Session Name: Asian States Relationality to the integration strategies of China, Russia, and the United States
1 - Mainland and Maritime Southeast Asia mutually constituted identities with outside major powers
Monday, July 29, 2024
16:15 – 18:00 (GMT+7)
Presentation Abstract One way of examining ASEAN's relations with outside powers is through the Chinese School of Relationalism, where the logic of relationality draws on social practices, and argues that what action a state takes is based upon what relationship it has with the specific other where their identities are mutually constructed, rather than based on universal norms.

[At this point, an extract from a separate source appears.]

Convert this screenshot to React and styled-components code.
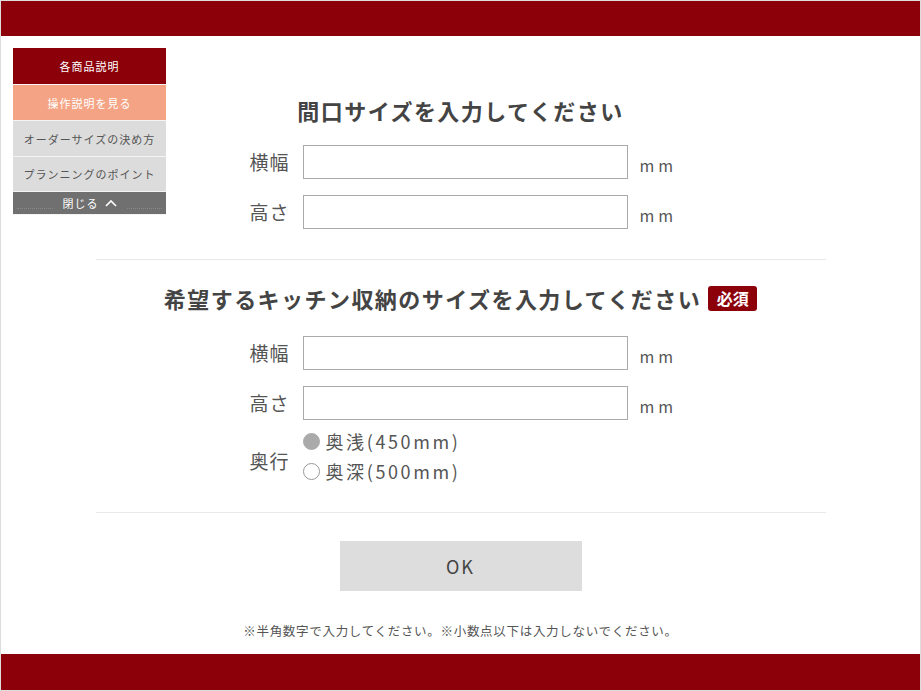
import React from "react";
import styled, { createGlobalStyle } from "styled-components";

const GlobalStyle = createGlobalStyle`
  html, body {
    margin: 0;
    padding: 0;
    background: #fff;
  }
  * {
    box-sizing: border-box;
  }
`;

const Frame = styled.div`
  position: relative;
  width: 921px;
  height: 691px;
  border: 1px solid #ddd;
  display: flex;
  flex-direction: column;
  font-family: "Noto Sans CJK JP", "Noto Sans", sans-serif;
  color: #444;
`;

const Bar = styled.div`
  height: ${(p) => p.h}px;
  background: #8b0009;
  flex-shrink: 0;
`;

const Main = styled.main`
  flex: 1;
  min-height: 0;
  overflow: hidden;
  display: flex;
  flex-direction: column;
  align-items: center;
  padding-top: 59px;
`;

const Title = styled.h2`
  margin: 0;
  font-size: 22px;
  line-height: 30px;
  font-weight: bold;
  letter-spacing: 1.45px;
  color: #444;
  display: flex;
  align-items: center;
  gap: 7px;
  white-space: nowrap;
`;

const Badge = styled.span`
  display: inline-flex;
  align-items: center;
  justify-content: center;
  width: 49px;
  height: 25px;
  border-radius: 3px;
  background: #8b0009;
  color: #fff;
  font-size: 16px;
  letter-spacing: 0;
`;

const Fields = styled.div`
  display: flex;
  flex-direction: column;
  gap: 16px;
  margin-top: ${(p) => p.top}px;
  padding-left: 4px;
`;

const Row = styled.div`
  display: grid;
  grid-template-columns: 41px 325px 36px;
  column-gap: 12px;
  align-items: ${(p) => (p.center ? "center" : "end")};
`;

const Label = styled.span`
  font-size: 19px;
  line-height: 34px;
  letter-spacing: 1px;
  white-space: nowrap;
  color: #555;
  align-self: center;
`;

const Input = styled.div`
  height: 34px;
  border: 1px solid #aaa;
  background: #fff;
`;

const Unit = styled.span`
  font-size: 16px;
  letter-spacing: 4px;
  line-height: 20px;
  white-space: nowrap;
  color: #555;
  margin-bottom: 4px;
`;

const Radios = styled.div`
  display: flex;
  flex-direction: column;
  margin-top: -10px;
`;

const RadioItem = styled.label`
  display: flex;
  align-items: center;
  gap: 6px;
  height: 30px;
  font-size: 18px;
  letter-spacing: 2.6px;
  color: #555;
  white-space: nowrap;
`;

const Dot = styled.span`
  width: 17px;
  height: 17px;
  border-radius: 50%;
  border: 1px solid ${(p) => (p.on ? "#aaa" : "#999")};
  background: ${(p) => (p.on ? "#aaa" : "#fff")};
  flex-shrink: 0;
`;

const Divider = styled.hr`
  width: 730px;
  border: 0;
  border-top: 1px solid #e8e8e8;
  margin: ${(p) => p.m};
`;

const OkButton = styled.button`
  width: 242px;
  height: 50px;
  border: 0;
  background: #ddd;
  color: #444;
  font-family: inherit;
  font-size: 18px;
  letter-spacing: 2px;
  margin-top: 28px;
  flex-shrink: 0;
`;

const Note = styled.p`
  margin: 30px 0 0;
  font-size: 12.5px;
  line-height: 20px;
  color: #555;
  letter-spacing: 0.7px;
  white-space: nowrap;
`;

const Menu = styled.nav`
  position: absolute;
  left: 12px;
  top: 47px;
  width: 153px;
  display: flex;
  flex-direction: column;
`;

const MenuItem = styled.div`
  height: ${(p) => p.h}px;
  display: flex;
  align-items: center;
  justify-content: center;
  gap: 6px;
  background: ${(p) => p.bg};
  color: ${(p) => p.fg};
  font-size: 11px;
  letter-spacing: 1px;
  border-bottom: 1px solid #f4f4f4;
`;

const Dots = styled.span`
  flex: 1;
  border-bottom: 1px dotted #999;
  margin: 10px 4px 0;
  opacity: 0.6;
`;

const menuItems = [
  { text: "各商品説明", bg: "#8b0009", fg: "#fff", h: 37 },
  { text: "操作説明を見る", bg: "#f4a484", fg: "#fff", h: 36 },
  { text: "オーダーサイズの決め方", bg: "#dcdcdc", fg: "#555", h: 36 },
  { text: "プランニングのポイント", bg: "#dcdcdc", fg: "#555", h: 35 },
];

function Field({ label }) {
  return (
    <Row>
      <Label>{label}</Label>
      <Input />
      <Unit>mm</Unit>
    </Row>
  );
}

export default function App() {
  return (
    <>
      <GlobalStyle />
      <Frame>
        <Bar h={35} />
        <Main>
          <Title>間口サイズを入力してください</Title>
          <Fields top={20}>
            <Field label="横幅" />
            <Field label="高さ" />
          </Fields>
          <Divider m="30px 0 23px" />
          <Title>
            希望するキッチン収納のサイズを入力してください
            <Badge>必須</Badge>
          </Title>
          <Fields top={23}>
            <Field label="横幅" />
            <Field label="高さ" />
            <Row center>
              <Label>奥行</Label>
              <Radios>
                <RadioItem>
                  <Dot on />
                  奥浅(450mm)
                </RadioItem>
                <RadioItem>
                  <Dot />
                  奥深(500mm)
                </RadioItem>
              </Radios>
            </Row>
          </Fields>
          <Divider m="26px 0 0" />
          <OkButton>OK</OkButton>
          <Note>※半角数字で入力してください。※小数点以下は入力しないでください。</Note>
        </Main>
        <Bar h={36} />
        <Menu>
          {menuItems.map((m) => (
            <MenuItem key={m.text} bg={m.bg} fg={m.fg} h={m.h}>
              {m.text}
            </MenuItem>
          ))}
          <MenuItem bg="#707070" fg="#fff" h={23}>
            <Dots />
            閉じる
            <svg width="12" height="8" viewBox="0 0 12 8" fill="none" stroke="#fff" strokeWidth="1.6">
              <path d="M1 7 L6 2 L11 7" />
            </svg>
            <Dots />
          </MenuItem>
        </Menu>
      </Frame>
    </>
  );
}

China and ASEAN have mutually constructed identities that govern their interactions outside of the rules-based liberal international order and that facilitate Southeast Asian countries membership in China's Maritime Silk Road. Russia offers ASEAN membership in the Greater Eurasian Partnership, a continental strategy that has its base in Central Asia, and hopes to link to both mainland and maritime Southeast Asia. The United States offers ASEAN membership in the Free and Open Indo-Pacific, a Values-Based Order in the Indo-Pacific meant to maintain the liberal international order, and is most attractive to maritime Southeast Asia as it promises to enhance the naval capacity of Southeast Asian states through training, equipment, and naval exercises. This paper will study to what extent Southeast Asian states respond differently to each of these three strategies, creating divisions between mainland and maritime states.